## WRITTEN INSTRUCTION
Print the listing as it stands, omitting all images.

[start of SOURCE EXCERPT]

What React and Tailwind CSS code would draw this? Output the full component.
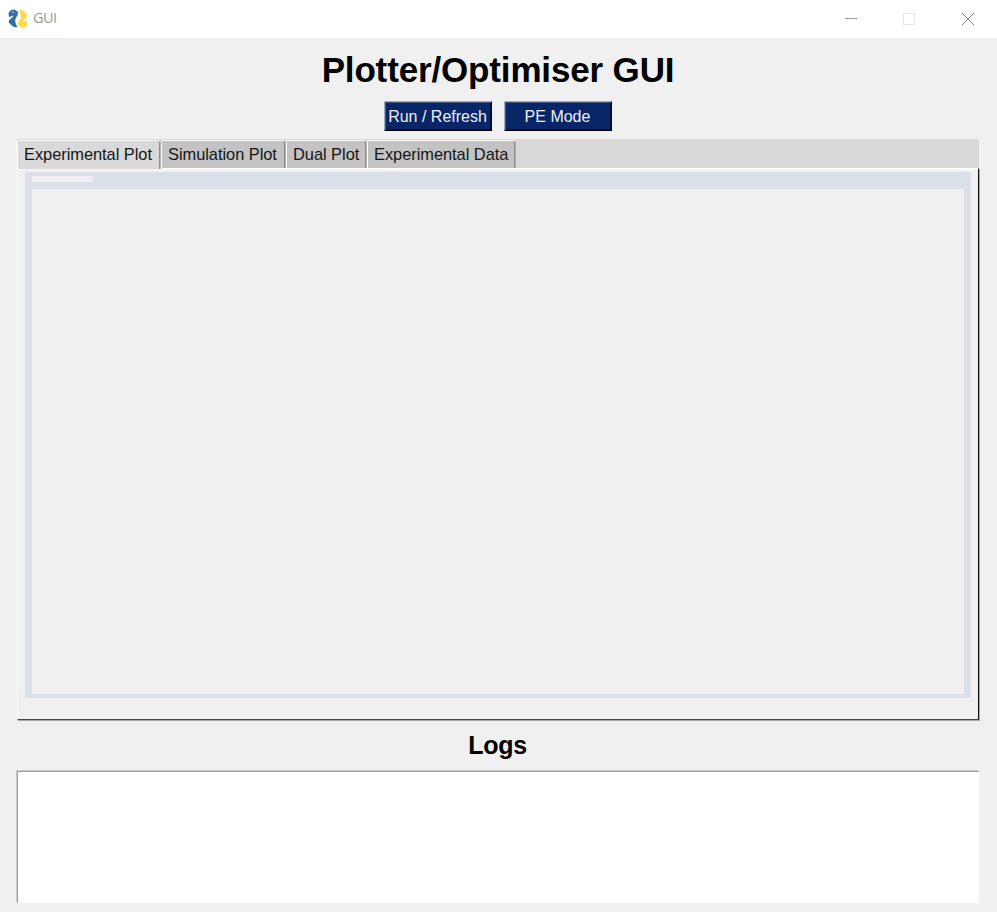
const tabs = [
  { label: "Experimental Plot", box: "z-10 w-[144px] h-[29px] bg-[#d9d9d9] border-b-0" },
  { label: "Simulation Plot", box: "w-[125px] h-[28px] bg-[#c3c3c3]" },
  { label: "Dual Plot", box: "w-[81px] h-[28px] bg-[#c3c3c3]" },
  { label: "Experimental Data", box: "w-[149px] h-[28px] bg-[#c3c3c3]" },
];

function PythonIcon() {
  return (
    <svg width="20" height="20" viewBox="0 0 20 20" className="block">
      <path d="M3 1.2Q6.4-.4 9.2 2.2Q10.8 4.5 9 7Q7 9.5 7.2 12.3Q7.4 15 9.4 17.7Q6.3 19.2 4 16.8L1.2 14Q-.1 12 1.8 10.4L5.3 7.2L4.3 6.4L1.5 8.4L.4 5.2Q.6 2.3 3 1.2Z" fill="#32709f" />
      <path d="M10.8 1.2Q13.7 0 16 2.3L18.6 4.8Q20 7 18 9L14.5 12.2L15.7 13.1L18.5 11.1L19.4 14Q19.3 17 16.8 18.2Q13.6 19.7 11.1 17.2Q9 14.7 11 12.1Q13.1 9.5 12.8 7Q12.6 4 10.8 1.2Z" fill="#ffd94c" />
      <circle cx="5" cy="3.2" r=".7" fill="#dceaf3" />
      <circle cx="15.4" cy="16.1" r=".7" fill="#fff8d0" />
    </svg>
  );
}

function Button({ children }) {
  return (
    <button className="flex h-[30px] w-[108px] items-center justify-center border border-t-[#a0acc2] border-l-[#a0acc2] border-r-black border-b-black bg-[#082567] pt-px pr-px whitespace-nowrap text-[16px] leading-none text-[#eef1f6] shadow-[inset_1px_1px_0_#3f5482,inset_-1px_-1px_0_#04123a]">
      {children}
    </button>
  );
}

export default function App() {
  return (
    <div className="flex h-[912px] w-[997px] flex-col overflow-hidden bg-[#f0f0f0] font-['Liberation_Sans',sans-serif] text-black">
      <header className="flex h-[38px] shrink-0 items-center bg-white pl-2">
        <div className="h-5 w-5"><PythonIcon /></div>
        <span className="ml-[5px] pb-px font-['Open_Sans',sans-serif] text-[14.5px] leading-none tracking-[-0.5px] text-[#999]">GUI</span>
        <svg className="ml-auto block" width="167" height="38" shapeRendering="crispEdges" fill="none">
          <path d="M15 18.5H27" stroke="#999" />
          <rect x="73.5" y="13.5" width="11" height="11" stroke="#e6e6e6" />
          <path d="M132 13L144 25M144 13L132 25" stroke="#858585" shapeRendering="auto" />
        </svg>
      </header>
      <main className="flex flex-1 flex-col pr-[18px] pl-[17px]">
        <h1 className="flex h-[62px] items-center justify-center whitespace-nowrap text-[35px] font-bold leading-none tracking-[-0.15px]">Plotter/Optimiser GUI</h1>
        <div className="flex h-[31px] items-end justify-center gap-3">
          <Button>Run / Refresh</Button>
          <Button>PE Mode</Button>
        </div>
        <nav className="mt-2 flex h-[29px] w-[962px] shrink-0 bg-[#d9d9d9]">
          {tabs.map((tab) => (
            <div
              key={tab.label}
              className={`${tab.box} relative mt-px flex shrink-0 items-center rounded-tl-[2px] rounded-tr-[3px] border-t border-r border-l border-t-[#f8f8f8] border-r-[#b0b0b0] border-l-white pb-px pl-[6px] whitespace-nowrap text-[16.4px] leading-none tracking-[-0.03px] text-[#151515] shadow-[inset_-1px_0_0_#8c8c8c]`}
            >
              {tab.label}
            </div>
          ))}
        </nav>
        <section className="h-[552px] w-[962px] shrink-0 border border-t-white border-r-[#111] border-b-[#444] border-l-white pt-[3px] pl-[7px] shadow-[1px_1px_0_#a8a8a8,inset_0_1px_0_#f8f8f8]">
          <div className="flex h-[526px] w-[946px] flex-col bg-[#dbe0e8] px-[7px] pt-1 pb-1">
            <div className="h-[6px] w-[61px] bg-[#f0f0f0]" />
            <div className="mt-[7px] w-[932px] flex-1 bg-[#f0f0f0]" />
          </div>
        </section>
        <h2 className="flex h-[51px] shrink-0 items-center justify-center pr-px text-[25px] font-bold leading-none tracking-[-0.25px]">Logs</h2>
        <div className="h-[132px] w-[962px] shrink-0 border-t border-l border-[#a0a0a0] bg-white shadow-[-1px_-1px_0_#cacaca]" />
      </main>
    </div>
  );
}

[end of SOURCE EXCERPT]

## OUTPUT BELOW
What React and Tailwind CSS code would draw this? Output the full component.
const tabs = [
  { label: "Experimental Plot", box: "z-10 w-[144px] h-[29px] bg-[#d9d9d9] border-b-0" },
  { label: "Simulation Plot", box: "w-[125px] h-[28px] bg-[#c3c3c3]" },
  { label: "Dual Plot", box: "w-[81px] h-[28px] bg-[#c3c3c3]" },
  { label: "Experimental Data", box: "w-[149px] h-[28px] bg-[#c3c3c3]" },
];

function PythonIcon() {
  return (
    <svg width="20" height="20" viewBox="0 0 20 20" className="block">
      <path d="M3 1.2Q6.4-.4 9.2 2.2Q10.8 4.5 9 7Q7 9.5 7.2 12.3Q7.4 15 9.4 17.7Q6.3 19.2 4 16.8L1.2 14Q-.1 12 1.8 10.4L5.3 7.2L4.3 6.4L1.5 8.4L.4 5.2Q.6 2.3 3 1.2Z" fill="#32709f" />
      <path d="M10.8 1.2Q13.7 0 16 2.3L18.6 4.8Q20 7 18 9L14.5 12.2L15.7 13.1L18.5 11.1L19.4 14Q19.3 17 16.8 18.2Q13.6 19.7 11.1 17.2Q9 14.7 11 12.1Q13.1 9.5 12.8 7Q12.6 4 10.8 1.2Z" fill="#ffd94c" />
      <circle cx="5" cy="3.2" r=".7" fill="#dceaf3" />
      <circle cx="15.4" cy="16.1" r=".7" fill="#fff8d0" />
    </svg>
  );
}

function Button({ children }) {
  return (
    <button className="flex h-[30px] w-[108px] items-center justify-center border border-t-[#a0acc2] border-l-[#a0acc2] border-r-black border-b-black bg-[#082567] pt-px pr-px whitespace-nowrap text-[16px] leading-none text-[#eef1f6] shadow-[inset_1px_1px_0_#3f5482,inset_-1px_-1px_0_#04123a]">
      {children}
    </button>
  );
}

export default function App() {
  return (
    <div className="flex h-[912px] w-[997px] flex-col overflow-hidden bg-[#f0f0f0] font-['Liberation_Sans',sans-serif] text-black">
      <header className="flex h-[38px] shrink-0 items-center bg-white pl-2">
        <div className="h-5 w-5"><PythonIcon /></div>
        <span className="ml-[5px] pb-px font-['Open_Sans',sans-serif] text-[14.5px] leading-none tracking-[-0.5px] text-[#999]">GUI</span>
        <svg className="ml-auto block" width="167" height="38" shapeRendering="crispEdges" fill="none">
          <path d="M15 18.5H27" stroke="#999" />
          <rect x="73.5" y="13.5" width="11" height="11" stroke="#e6e6e6" />
          <path d="M132 13L144 25M144 13L132 25" stroke="#858585" shapeRendering="auto" />
        </svg>
      </header>
      <main className="flex flex-1 flex-col pr-[18px] pl-[17px]">
        <h1 className="flex h-[62px] items-center justify-center whitespace-nowrap text-[35px] font-bold leading-none tracking-[-0.15px]">Plotter/Optimiser GUI</h1>
        <div className="flex h-[31px] items-end justify-center gap-3">
          <Button>Run / Refresh</Button>
          <Button>PE Mode</Button>
        </div>
        <nav className="mt-2 flex h-[29px] w-[962px] shrink-0 bg-[#d9d9d9]">
          {tabs.map((tab) => (
            <div
              key={tab.label}
              className={`${tab.box} relative mt-px flex shrink-0 items-center rounded-tl-[2px] rounded-tr-[3px] border-t border-r border-l border-t-[#f8f8f8] border-r-[#b0b0b0] border-l-white pb-px pl-[6px] whitespace-nowrap text-[16.4px] leading-none tracking-[-0.03px] text-[#151515] shadow-[inset_-1px_0_0_#8c8c8c]`}
            >
              {tab.label}
            </div>
          ))}
        </nav>
        <section className="h-[552px] w-[962px] shrink-0 border border-t-white border-r-[#111] border-b-[#444] border-l-white pt-[3px] pl-[7px] shadow-[1px_1px_0_#a8a8a8,inset_0_1px_0_#f8f8f8]">
          <div className="flex h-[526px] w-[946px] flex-col bg-[#dbe0e8] px-[7px] pt-1 pb-1">
            <div className="h-[6px] w-[61px] bg-[#f0f0f0]" />
            <div className="mt-[7px] w-[932px] flex-1 bg-[#f0f0f0]" />
          </div>
        </section>
        <h2 className="flex h-[51px] shrink-0 items-center justify-center pr-px text-[25px] font-bold leading-none tracking-[-0.25px]">Logs</h2>
        <div className="h-[132px] w-[962px] shrink-0 border-t border-l border-[#a0a0a0] bg-white shadow-[-1px_-1px_0_#cacaca]" />
      </main>
    </div>
  );
}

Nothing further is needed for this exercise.